# PROVIDED MATERIAL start

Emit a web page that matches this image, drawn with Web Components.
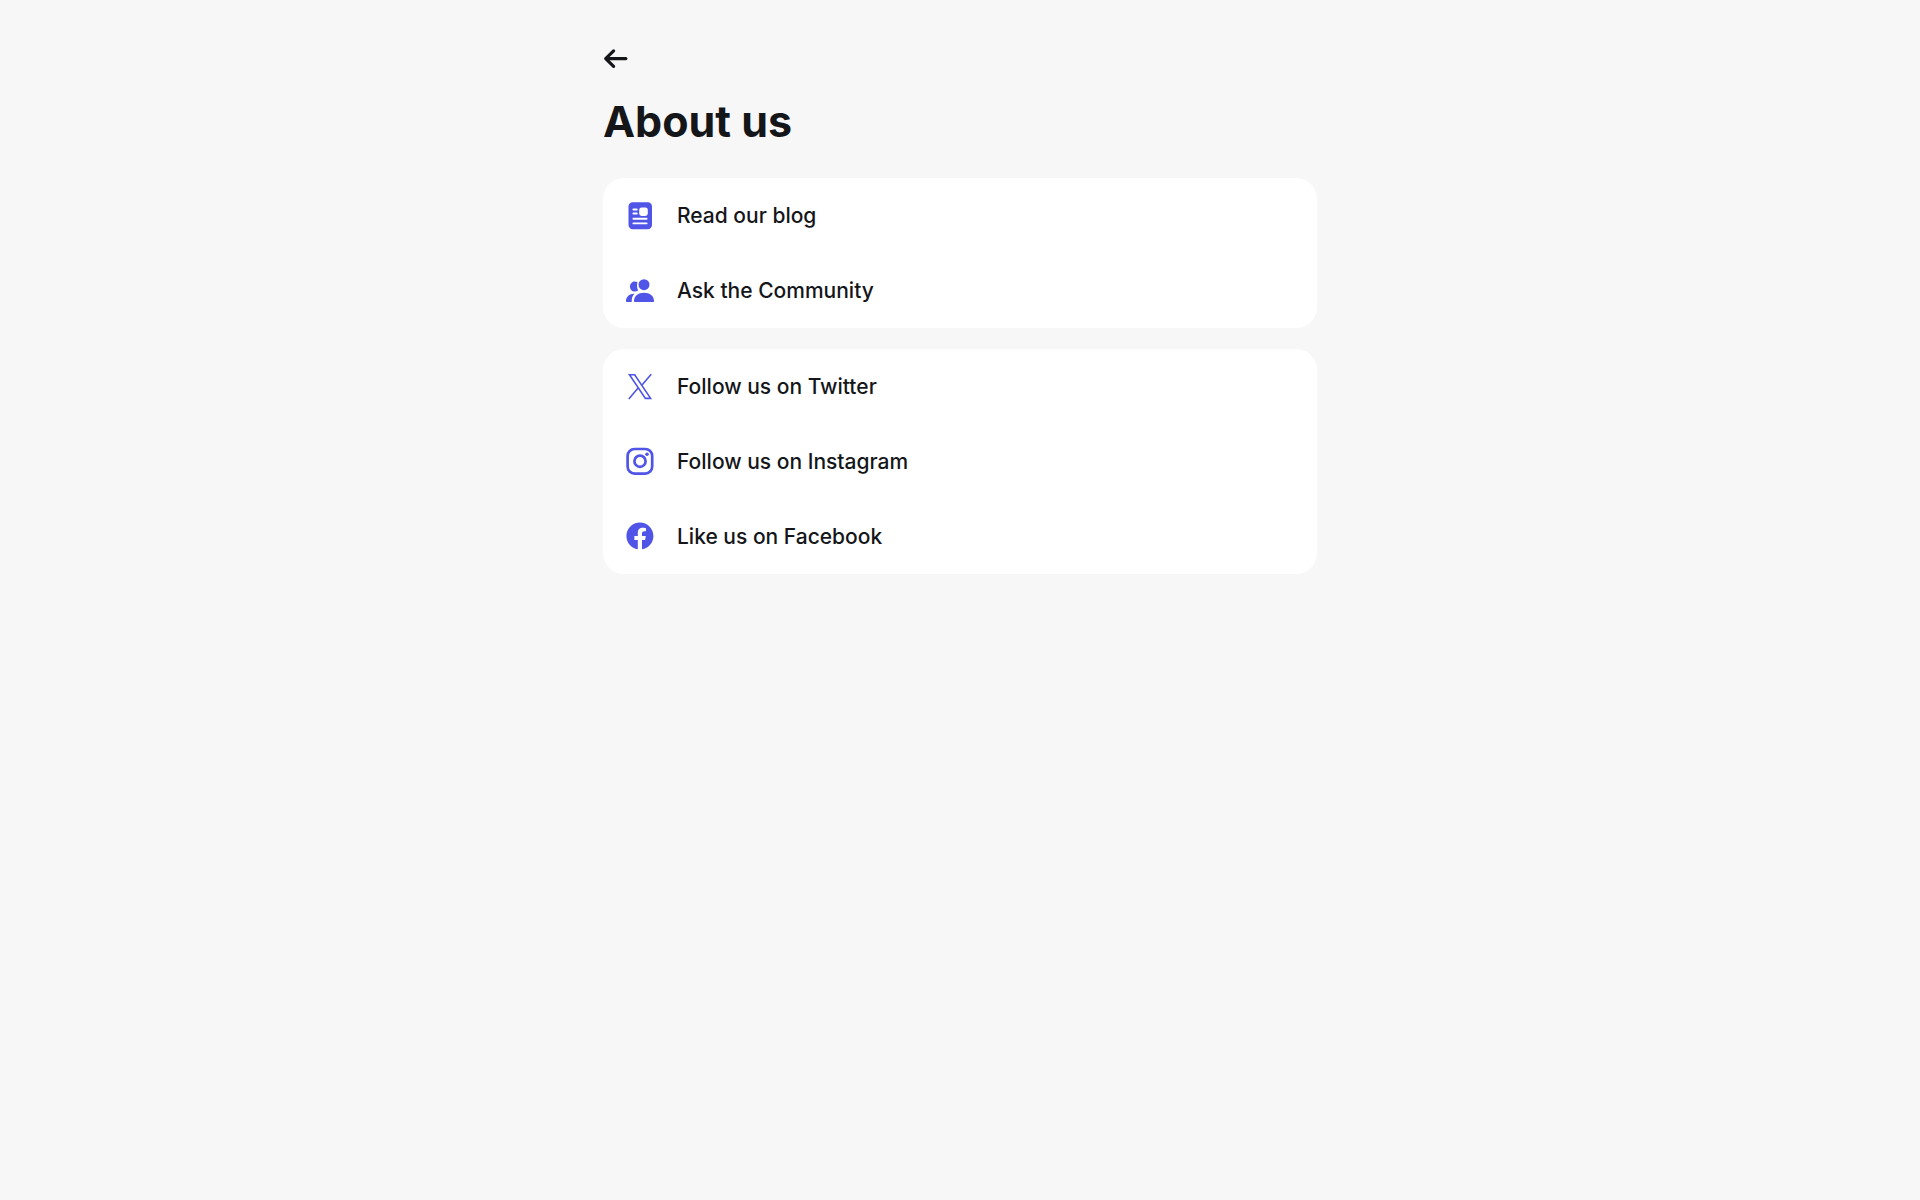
<!DOCTYPE html>
<html lang="en">
<head>
<meta charset="utf-8">
<meta name="viewport" content="width=device-width, initial-scale=1">
<title>About us</title>
<style>
  body {
    margin: 0;
    min-height: 100vh;
    background: #f7f7f7;
    color: #14161a;
    font-family: Inter, "Liberation Sans", sans-serif;
  }
</style>
</head>
<body>
<about-page heading="About us">
  <link-card>
    <link-row icon="blog">Read our blog</link-row>
    <link-row icon="community">Ask the Community</link-row>
  </link-card>
  <link-card>
    <link-row icon="x">Follow us on Twitter</link-row>
    <link-row icon="instagram">Follow us on Instagram</link-row>
    <link-row icon="facebook">Like us on Facebook</link-row>
  </link-card>
</about-page>

<script>
const ICONS = {
  blog: `
    <rect x="4.5" y="2.3" width="23.5" height="27" rx="4.2" fill="currentColor"/>
    <rect x="15.2" y="7.6" width="8.6" height="8.4" rx="2.4" fill="#fff"/>
    <path d="M9.4 9.5h3.4M9.4 13.5h3.4M9.4 18.8h13.2M9.4 23.4h13.2" fill="none" stroke="#fff" stroke-width="1.9" stroke-linecap="round"/>`,
  community: `
    <circle cx="20" cy="9.7" r="5.5" fill="currentColor"/>
    <path d="M10 25.9c0-4.8 4.2-8.2 10-8.2s10 3.4 10 8.2c0 .7-.4 1.1-1.1 1.1H11.1c-.7 0-1.1-.4-1.1-1.1z" fill="currentColor"/>
    <path d="M13.5 7.3C12.7 9.6 12.9 12.9 14.1 15.6C10.4 18 6 15.9 6 11.7C6 7.5 10.1 5.2 13.5 7.3z" fill="currentColor"/>
    <path d="M2 25.9c0-4.3 3.600-7.500 8.500-7.200C8.600 20.600 7.600 23 7.700 27H3.100C2.400 27 2 26.600 2 25.900z" fill="currentColor"/>`,
  x: `
    <path d="M5.500 3.700h5.200l15.900 23.700h-5.200zM27.200 3.200l-9.600 11.200M4.800 27.900l9.700-11.400" fill="none" stroke="currentColor" stroke-width="1.600"/>`,
  instagram: `
    <g fill="none" stroke="currentColor" stroke-width="2.700">
      <rect x="3.600" y="3" width="24.600" height="24.600" rx="7"/>
      <circle cx="16" cy="15.200" r="5.600"/>
    </g>
    <circle cx="23" cy="8.300" r="1.800" fill="currentColor"/>`,
  facebook: `
    <path transform="translate(2.400 1.400) scale(1.125)" fill="currentColor" d="M24 12.073c0-6.627-5.373-12-12-12s-12 5.373-12 12c0 5.990 4.388 10.954 10.125 11.854v-8.385H7.078v-3.470h3.047V9.430c0-3.007 1.792-4.669 4.533-4.669 1.312 0 2.686.235 2.686.235v2.953H15.830c-1.491 0-1.956.925-1.956 1.874v2.250h3.328l-.532 3.470h-2.796v8.385C19.612 23.027 24 18.062 24 12.073z"/>`
};

customElements.define('about-page', class extends HTMLElement {
  connectedCallback() {
    this.attachShadow({ mode: 'open' }).innerHTML = `
      <style>
        :host { display: block; padding: 47px 24px; }
        main { max-width: 714px; margin: 0 auto; }
        button {
          display: block; width: 26px; height: 24px; padding: 0;
          border: 0; background: none; color: inherit; cursor: pointer;
        }
        svg { display: block; }
        h1 { margin: 24px 0 31px; font-size: 43px; line-height: 52px; font-weight: 700; }
        .cards { display: flex; flex-direction: column; gap: 21px; }
      </style>
      <main>
        <button type="button" aria-label="Back">
          <svg width="26" height="24" viewBox="0 0 26 24" fill="none" stroke="currentColor" stroke-width="3.2" stroke-linecap="round" stroke-linejoin="round" aria-hidden="true">
            <path d="M3 11.6h19.900M10.600 3.900L2.700 11.600l7.900 7.700"/>
          </svg>
        </button>
        <h1></h1>
        <div class="cards"><slot></slot></div>
      </main>`;
    this.shadowRoot.querySelector('h1').textContent = this.getAttribute('heading');
  }
});

customElements.define('link-card', class extends HTMLElement {
  connectedCallback() {
    this.attachShadow({ mode: 'open' }).innerHTML = `
      <style>
        :host { display: block; background: #fff; border-radius: 21px; overflow: hidden; }
      </style>
      <slot></slot>`;
  }
});

customElements.define('link-row', class extends HTMLElement {
  connectedCallback() {
    this.attachShadow({ mode: 'open' }).innerHTML = `
      <style>
        :host { display: block; }
        a {
          display: flex; align-items: center; gap: 21px; padding: 22px 21px;
          color: inherit; text-decoration: none;
          font-size: 21px; line-height: 31px; font-weight: 450;
        }
        svg { flex: none; display: block; color: #5055e8; }
      </style>
      <a href="#">
        <svg width="32" height="31" viewBox="0 0 32 31" aria-hidden="true">${ICONS[this.getAttribute('icon')]}</svg>
        <span><slot></slot></span>
      </a>`;
  }
});
</script>
</body>
</html>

# PROVIDED MATERIAL end

* OBJECTIVE: Your task is to return the lines above, from the first one up to and including the line containing "</about-page>", minus any pictures.

* WORKED SOLUTION:
Emit a web page that matches this image, drawn with Web Components.
<!DOCTYPE html>
<html lang="en">
<head>
<meta charset="utf-8">
<meta name="viewport" content="width=device-width, initial-scale=1">
<title>About us</title>
<style>
  body {
    margin: 0;
    min-height: 100vh;
    background: #f7f7f7;
    color: #14161a;
    font-family: Inter, "Liberation Sans", sans-serif;
  }
</style>
</head>
<body>
<about-page heading="About us">
  <link-card>
    <link-row icon="blog">Read our blog</link-row>
    <link-row icon="community">Ask the Community</link-row>
  </link-card>
  <link-card>
    <link-row icon="x">Follow us on Twitter</link-row>
    <link-row icon="instagram">Follow us on Instagram</link-row>
    <link-row icon="facebook">Like us on Facebook</link-row>
  </link-card>
</about-page>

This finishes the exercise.